Search code examples
phpmysqlutf-8utf8mb4flourishlib

How to support emojis with flourish?


I am using flourishlib for a website. My client requested that we should be able to use emojis with mobile phones. In theory we should change the character-encoding from utf8 to utf8mb4 for the MySQL database.

So far, so good, however, if we make this switch, like this:

# For each database:
ALTER DATABASE database_name CHARACTER SET = utf8mb4 COLLATE utf8mb4_unicode_ci;
# For each table:
ALTER TABLE table_name CONVERT TO CHARACTER SET utf8mb4 COLLATE utf8mb4_unicode_ci;
# For each column:
ALTER TABLE table_name CHANGE column_name column_name VARCHAR(191) CHARACTER SET utf8mb4 COLLATE utf8mb4_unicode_ci;
# (Don’t blindly copy-paste this! The exact statement depends on the column type, maximum length, and other properties. The above line is just an example for a `VARCHAR` column.)

Then each character will use four bytes instead of three bytes. This would increase the database's size with 33%. This would result in worse performance and more storage space used up. So, as a result, we have decided to switch to an encoding of utf8mb4 for only specific columns of specific tables.
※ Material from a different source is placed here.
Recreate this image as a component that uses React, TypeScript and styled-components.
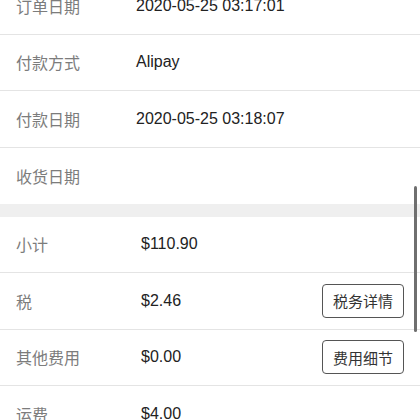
import React from 'react';
import styled, { createGlobalStyle } from 'styled-components';

const GlobalStyle = createGlobalStyle`
  html, body {
    margin: 0;
    padding: 0;
    background: #fff;
    overflow: hidden;
  }
  body {
    font-family: "Liberation Sans", "Noto Sans CJK SC", Arial, sans-serif;
  }
`;

const Page = styled.div`
  position: relative;
  width: 420px;
  height: 420px;
  overflow: hidden;
`;

const Scroller = styled.div`
  margin-top: -22px;
`;

const Section = styled.div`
  background: #fff;
`;

const Row = styled.div<{ $labelWidth: number; $last?: boolean }>`
  box-sizing: border-box;
  height: 56.5px;
  display: grid;
  grid-template-columns: ${(p) => p.$labelWidth}px 1fr auto;
  align-items: center;
  padding: 0 16px;
  border-bottom: ${(p) => (p.$last ? 'none' : '1px solid #e4e4e4')};
`;

const Label = styled.span`
  font-size: 16px;
  color: #7c7c7c;
`;

const Value = styled.span`
  font-size: 16px;
  color: #222;
`;

const Gap = styled.div`
  height: 12.5px;
  background: #efefef;
`;

const DetailButton = styled.button`
  box-sizing: border-box;
  height: 34px;
  width: 82px;
  padding: 0;
  border: 1px solid #555;
  border-radius: 4px;
  background: #fff;
  color: #333;
  font-family: "Noto Sans CJK SC", sans-serif;
  font-size: 15px;
`;

const ScrollThumb = styled.div`
  position: absolute;
  left: 414px;
  top: 186px;
  width: 3px;
  height: 146px;
  border-radius: 2px;
  background: #6f6f6f;
`;

const orderRows = [
  { label: '订单日期', value: '2020-05-25 03:17:01' },
  { label: '付款方式', value: 'Alipay' },
  { label: '付款日期', value: '2020-05-25 03:18:07' },
  { label: '收货日期', value: '' },
];

const costRows = [
  { label: '小计', value: '$110.90' },
  { label: '税', value: '$2.46', action: '税务详情' },
  { label: '其他费用', value: '$0.00', action: '费用细节' },
  { label: '运费', value: '$4.00' },
];

export default function App(): JSX.Element {
  return (
    <Page>
      <GlobalStyle />
      <Scroller>
        <Section>
          {orderRows.map((r, i) => (
            <Row key={r.label} $labelWidth={120} $last={i === orderRows.length - 1}>
              <Label>{r.label}</Label>
              <Value>{r.value}</Value>
            </Row>
          ))}
        </Section>
        <Gap />
        <Section>
          {costRows.map((r) => (
            <Row key={r.label} $labelWidth={125}>
              <Label>{r.label}</Label>
              <Value>{r.value}</Value>
              {r.action ? <DetailButton>{r.action}</DetailButton> : <span />}
            </Row>
          ))}
        </Section>
      </Scroller>
      <ScrollThumb />
    </Page>
  );
}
To make sure everything is all right, I have checked several things. Among them, I have checked flourishlib and found a few suspect parts:

  1. There is an fUTF8 class, which does not seem to support utf8mb4

  2. At fDatabase I am quoting some findings:

    if ($this->connection && function_exists('mysql_set_charset') && !mysql_set_charset('utf8', $this->connection)) {
        throw new fConnectivityException(
            'There was an error setting the database connection to use UTF-8'
        );
    }
    //...
    // Make MySQL act more strict and use UTF-8
    if ($this->type == 'mysql') {
        $this->execute("SET SQL_MODE = 'REAL_AS_FLOAT,PIPES_AS_CONCAT,ANSI_QUOTES,IGNORE_SPACE'");
        $this->execute("SET NAMES 'utf8'");
        $this->execute("SET CHARACTER SET utf8");
    }
    
  3. At fSQLSchemaTranslation I can see this:

    $sql = preg_replace('#\)\s*;?\s*$#D', ')ENGINE=InnoDB, CHARACTER SET utf8', $sql);
    

I have the suspicion that flourishlib will not support our quest of making a few columns of a few table have a character encoding of utf8mb4. I wonder whether we can upgrade something somehow to make this support. As a worst-case scenario, we can override every textual occurrence of utf8 to utf8mb4. However, that would be a very ugly hack and we wonder whether there is a better solution. Should we make this hack or is there a more orthodox approach?


Solution

  • I have resolved the issue. I have altered the tables where I wanted to support emojis by changing the column character set and collation, like this:

    ALTER TABLE table_name CHANGE column_name column_name text CHARACTER SET utf8mb4 COLLATE utf8mb4_unicode_ci;
    

    After that, I had to make a few ugly hacks to make flourishlib able to support emojis.

    fDatabase.php:

    line 685:

            if ($this->connection && function_exists('mysql_set_charset') && !mysql_set_charset('utf8mb4', $this->connection)) {
                throw new fConnectivityException(
                    'There was an error setting the database connection to use UTF-8'
                );
            }
    

    line 717 stays the same, everything crashes if this line is changed:

    if ($this->connection && function_exists('mysqli_set_charset') && !mysqli_set_charset($this->connection, 'utf8')) {
    

    line 800:

        // Make MySQL act more strict and use UTF-8
        if ($this->type == 'mysql') {
            $this->execute("SET SQL_MODE = 'REAL_AS_FLOAT,PIPES_AS_CONCAT,ANSI_QUOTES,IGNORE_SPACE'");
            $this->execute("SET NAMES 'utf8mb4'");
            $this->execute("SET CHARACTER SET utf8mb4");
        }
    

    fSQLSchemaTranslation.php:

    line 1554:

    $sql = preg_replace('#\)\s*;?\s*$#D', ')ENGINE=InnoDB, CHARACTER SET utf8mb4', $sql);
    

    fXML.php:

    line 403:

        if (preg_replace('#[^a-z0-9]#', '', strtolower($encoding)) == 'utf8mb4') {
            // Remove the UTF-8 BOM if present
            $xml = preg_replace("#^\xEF\xBB\xBF#", '', $xml);
            fCore::startErrorCapture(E_NOTICE);
            $cleaned = self::iconv('UTF-8', 'UTF-8', $xml);
            if ($cleaned != $xml) {
                $xml = self::iconv('Windows-1252', 'UTF-8', $xml);
            }
            fCore::stopErrorCapture();
        }
    

    and finally, when there are modifications for any of the columns affected, I execute this:

    App::db()->query("set names 'utf8mb4'");
    

    which, essentially triggers the ->query() execution of an fDatabase object.